>> Begin

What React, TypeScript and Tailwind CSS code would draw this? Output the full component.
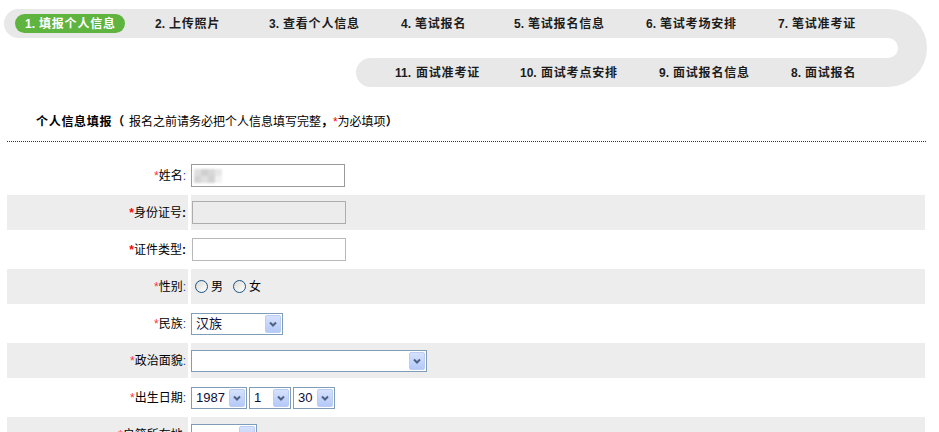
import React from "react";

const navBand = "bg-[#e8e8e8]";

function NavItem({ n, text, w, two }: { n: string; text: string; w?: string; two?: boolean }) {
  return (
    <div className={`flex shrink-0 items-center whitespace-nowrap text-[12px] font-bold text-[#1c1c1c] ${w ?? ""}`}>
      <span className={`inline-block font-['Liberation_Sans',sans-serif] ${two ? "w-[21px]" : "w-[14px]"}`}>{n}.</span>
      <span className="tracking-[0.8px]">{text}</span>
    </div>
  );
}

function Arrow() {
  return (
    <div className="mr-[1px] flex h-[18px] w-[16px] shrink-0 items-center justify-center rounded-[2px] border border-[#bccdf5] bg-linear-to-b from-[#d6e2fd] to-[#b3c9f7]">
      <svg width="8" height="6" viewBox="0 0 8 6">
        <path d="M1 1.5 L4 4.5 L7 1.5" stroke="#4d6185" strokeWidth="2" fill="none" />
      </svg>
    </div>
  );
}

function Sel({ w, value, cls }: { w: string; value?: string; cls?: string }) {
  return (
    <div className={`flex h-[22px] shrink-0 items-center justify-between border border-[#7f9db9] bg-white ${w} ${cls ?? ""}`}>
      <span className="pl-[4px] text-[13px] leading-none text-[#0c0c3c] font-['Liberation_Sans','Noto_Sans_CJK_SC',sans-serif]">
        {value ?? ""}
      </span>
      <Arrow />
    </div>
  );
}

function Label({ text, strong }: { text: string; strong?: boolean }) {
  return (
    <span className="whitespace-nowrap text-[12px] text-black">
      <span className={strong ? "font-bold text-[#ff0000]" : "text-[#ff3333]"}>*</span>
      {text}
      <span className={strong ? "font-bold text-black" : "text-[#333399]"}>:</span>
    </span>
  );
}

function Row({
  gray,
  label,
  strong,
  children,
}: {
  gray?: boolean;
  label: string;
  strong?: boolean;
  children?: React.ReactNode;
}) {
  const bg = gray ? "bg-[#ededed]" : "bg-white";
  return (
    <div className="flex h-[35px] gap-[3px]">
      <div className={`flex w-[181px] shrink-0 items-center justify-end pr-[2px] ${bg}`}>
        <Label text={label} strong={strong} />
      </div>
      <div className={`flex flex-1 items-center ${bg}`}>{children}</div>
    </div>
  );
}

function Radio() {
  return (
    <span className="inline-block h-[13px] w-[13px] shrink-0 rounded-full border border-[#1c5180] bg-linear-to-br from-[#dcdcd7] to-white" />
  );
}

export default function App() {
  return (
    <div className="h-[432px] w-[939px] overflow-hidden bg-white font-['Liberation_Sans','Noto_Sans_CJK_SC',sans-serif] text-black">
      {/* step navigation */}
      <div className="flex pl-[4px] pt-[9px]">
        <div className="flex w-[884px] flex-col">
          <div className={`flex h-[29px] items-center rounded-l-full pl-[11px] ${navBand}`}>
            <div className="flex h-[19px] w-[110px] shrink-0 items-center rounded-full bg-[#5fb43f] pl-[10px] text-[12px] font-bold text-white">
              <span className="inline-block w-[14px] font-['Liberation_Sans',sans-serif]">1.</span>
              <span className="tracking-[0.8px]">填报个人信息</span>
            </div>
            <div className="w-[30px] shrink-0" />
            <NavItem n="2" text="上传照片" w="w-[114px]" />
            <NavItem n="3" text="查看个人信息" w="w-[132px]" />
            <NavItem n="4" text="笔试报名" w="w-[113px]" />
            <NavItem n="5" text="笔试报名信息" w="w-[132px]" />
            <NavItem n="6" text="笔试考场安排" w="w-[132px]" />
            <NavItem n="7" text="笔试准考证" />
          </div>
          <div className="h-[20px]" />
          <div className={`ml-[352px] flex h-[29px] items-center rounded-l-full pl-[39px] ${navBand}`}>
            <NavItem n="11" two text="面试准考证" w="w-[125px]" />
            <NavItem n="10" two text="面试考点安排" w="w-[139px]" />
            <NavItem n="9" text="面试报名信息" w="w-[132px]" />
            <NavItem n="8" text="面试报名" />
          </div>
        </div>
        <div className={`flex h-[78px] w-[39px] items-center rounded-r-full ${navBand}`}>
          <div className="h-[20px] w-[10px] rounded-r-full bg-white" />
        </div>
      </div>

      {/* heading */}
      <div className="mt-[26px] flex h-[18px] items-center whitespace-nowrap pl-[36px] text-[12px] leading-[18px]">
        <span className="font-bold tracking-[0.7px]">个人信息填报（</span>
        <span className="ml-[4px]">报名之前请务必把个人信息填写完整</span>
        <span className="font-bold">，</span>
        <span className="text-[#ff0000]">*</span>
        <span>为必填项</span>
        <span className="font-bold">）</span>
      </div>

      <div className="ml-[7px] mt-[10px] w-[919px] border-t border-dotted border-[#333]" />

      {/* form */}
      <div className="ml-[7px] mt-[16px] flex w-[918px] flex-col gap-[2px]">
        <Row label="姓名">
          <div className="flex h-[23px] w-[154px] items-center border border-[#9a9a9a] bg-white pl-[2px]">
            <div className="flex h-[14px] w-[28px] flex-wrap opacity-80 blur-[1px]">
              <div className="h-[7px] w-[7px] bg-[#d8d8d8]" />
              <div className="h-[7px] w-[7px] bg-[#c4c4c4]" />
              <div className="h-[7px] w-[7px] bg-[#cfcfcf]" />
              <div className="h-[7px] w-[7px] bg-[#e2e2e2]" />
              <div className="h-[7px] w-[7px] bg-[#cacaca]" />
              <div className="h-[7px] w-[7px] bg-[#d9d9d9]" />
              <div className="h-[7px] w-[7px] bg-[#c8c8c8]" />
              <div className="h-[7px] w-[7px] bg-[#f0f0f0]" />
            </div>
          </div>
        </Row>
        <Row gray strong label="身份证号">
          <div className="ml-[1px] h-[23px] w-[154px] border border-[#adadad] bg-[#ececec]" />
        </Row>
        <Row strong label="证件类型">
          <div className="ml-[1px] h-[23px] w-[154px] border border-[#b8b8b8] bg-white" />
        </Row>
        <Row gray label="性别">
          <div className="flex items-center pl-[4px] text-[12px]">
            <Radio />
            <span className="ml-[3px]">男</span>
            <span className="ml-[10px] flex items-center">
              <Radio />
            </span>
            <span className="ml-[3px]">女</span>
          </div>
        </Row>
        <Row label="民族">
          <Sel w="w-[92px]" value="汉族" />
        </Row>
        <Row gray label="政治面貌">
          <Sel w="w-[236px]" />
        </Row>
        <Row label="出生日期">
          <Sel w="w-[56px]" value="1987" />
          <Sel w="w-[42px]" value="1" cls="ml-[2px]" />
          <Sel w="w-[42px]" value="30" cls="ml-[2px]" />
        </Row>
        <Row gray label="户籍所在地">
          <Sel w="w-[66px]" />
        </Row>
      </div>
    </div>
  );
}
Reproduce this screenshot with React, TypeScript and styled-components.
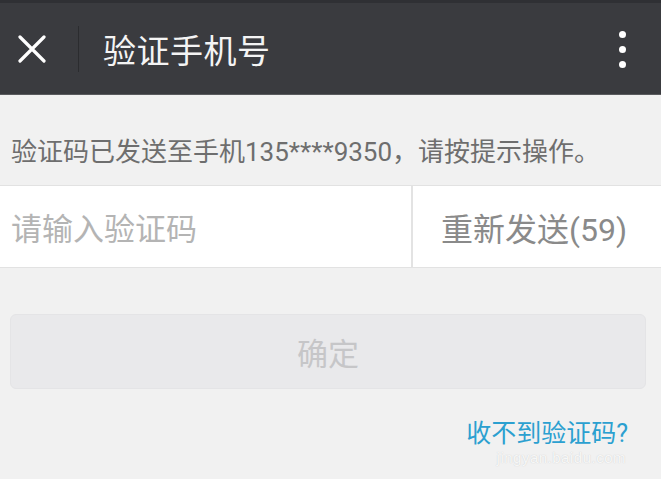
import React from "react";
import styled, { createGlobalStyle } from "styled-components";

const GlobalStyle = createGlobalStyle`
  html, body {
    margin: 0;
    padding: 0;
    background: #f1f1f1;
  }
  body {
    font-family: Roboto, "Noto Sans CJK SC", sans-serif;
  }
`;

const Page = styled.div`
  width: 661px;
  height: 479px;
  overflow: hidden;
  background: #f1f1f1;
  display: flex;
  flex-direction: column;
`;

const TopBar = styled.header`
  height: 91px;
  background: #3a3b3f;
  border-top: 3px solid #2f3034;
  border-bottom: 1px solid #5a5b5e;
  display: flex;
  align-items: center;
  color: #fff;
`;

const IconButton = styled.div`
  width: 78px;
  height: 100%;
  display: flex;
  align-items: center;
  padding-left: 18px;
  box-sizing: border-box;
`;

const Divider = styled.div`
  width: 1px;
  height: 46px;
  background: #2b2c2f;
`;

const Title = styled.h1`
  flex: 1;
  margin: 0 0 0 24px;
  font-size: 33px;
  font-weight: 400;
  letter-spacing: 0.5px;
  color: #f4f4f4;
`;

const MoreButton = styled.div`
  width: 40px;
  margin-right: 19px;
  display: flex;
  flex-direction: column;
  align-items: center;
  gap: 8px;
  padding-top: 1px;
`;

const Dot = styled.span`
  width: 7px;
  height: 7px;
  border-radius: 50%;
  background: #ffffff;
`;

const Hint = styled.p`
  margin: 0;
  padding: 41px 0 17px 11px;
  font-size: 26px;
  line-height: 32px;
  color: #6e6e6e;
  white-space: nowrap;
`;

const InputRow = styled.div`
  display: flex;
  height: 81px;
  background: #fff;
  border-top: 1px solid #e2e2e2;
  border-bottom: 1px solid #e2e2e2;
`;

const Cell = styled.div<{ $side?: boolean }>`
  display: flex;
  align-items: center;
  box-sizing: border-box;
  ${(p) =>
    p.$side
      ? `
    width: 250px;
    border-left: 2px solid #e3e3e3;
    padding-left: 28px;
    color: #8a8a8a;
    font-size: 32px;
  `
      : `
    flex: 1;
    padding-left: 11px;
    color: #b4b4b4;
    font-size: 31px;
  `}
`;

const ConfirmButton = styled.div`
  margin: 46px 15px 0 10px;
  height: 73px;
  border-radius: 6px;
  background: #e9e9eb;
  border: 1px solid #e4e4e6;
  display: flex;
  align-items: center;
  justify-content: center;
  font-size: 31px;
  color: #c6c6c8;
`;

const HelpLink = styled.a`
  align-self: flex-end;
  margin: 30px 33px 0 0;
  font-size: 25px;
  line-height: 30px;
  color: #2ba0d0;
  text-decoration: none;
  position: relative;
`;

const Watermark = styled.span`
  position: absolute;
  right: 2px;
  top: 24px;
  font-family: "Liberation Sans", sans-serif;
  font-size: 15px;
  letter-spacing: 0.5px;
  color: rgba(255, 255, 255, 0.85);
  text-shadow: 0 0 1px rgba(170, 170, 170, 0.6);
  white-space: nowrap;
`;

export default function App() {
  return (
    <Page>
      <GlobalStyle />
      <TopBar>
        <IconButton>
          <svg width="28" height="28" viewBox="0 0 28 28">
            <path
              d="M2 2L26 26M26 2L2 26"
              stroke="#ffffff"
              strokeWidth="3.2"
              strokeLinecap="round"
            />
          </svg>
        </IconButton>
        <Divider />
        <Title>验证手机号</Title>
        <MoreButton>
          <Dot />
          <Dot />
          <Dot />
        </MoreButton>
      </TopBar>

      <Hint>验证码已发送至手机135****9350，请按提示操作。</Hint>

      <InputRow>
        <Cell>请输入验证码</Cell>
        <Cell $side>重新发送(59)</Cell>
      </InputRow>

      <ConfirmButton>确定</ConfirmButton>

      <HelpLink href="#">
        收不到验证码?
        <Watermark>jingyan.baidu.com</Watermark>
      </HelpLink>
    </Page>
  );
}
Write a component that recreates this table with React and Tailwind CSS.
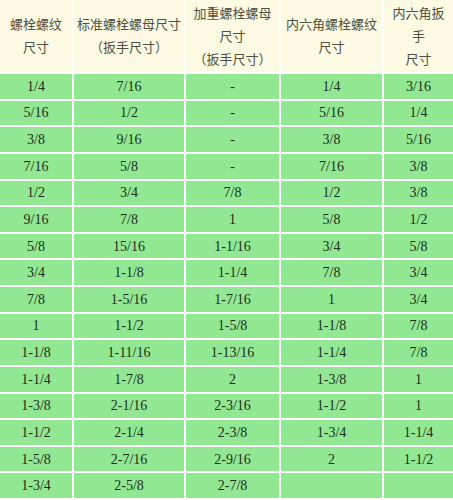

>> End

▸ **WRITTEN EXERCISE**: Out of the material above, gather each line where "with" appears.

▸ **TASK RESULT**:
Reproduce this screenshot with React, TypeScript and styled-components.
Write a component that recreates this table with React and Tailwind CSS.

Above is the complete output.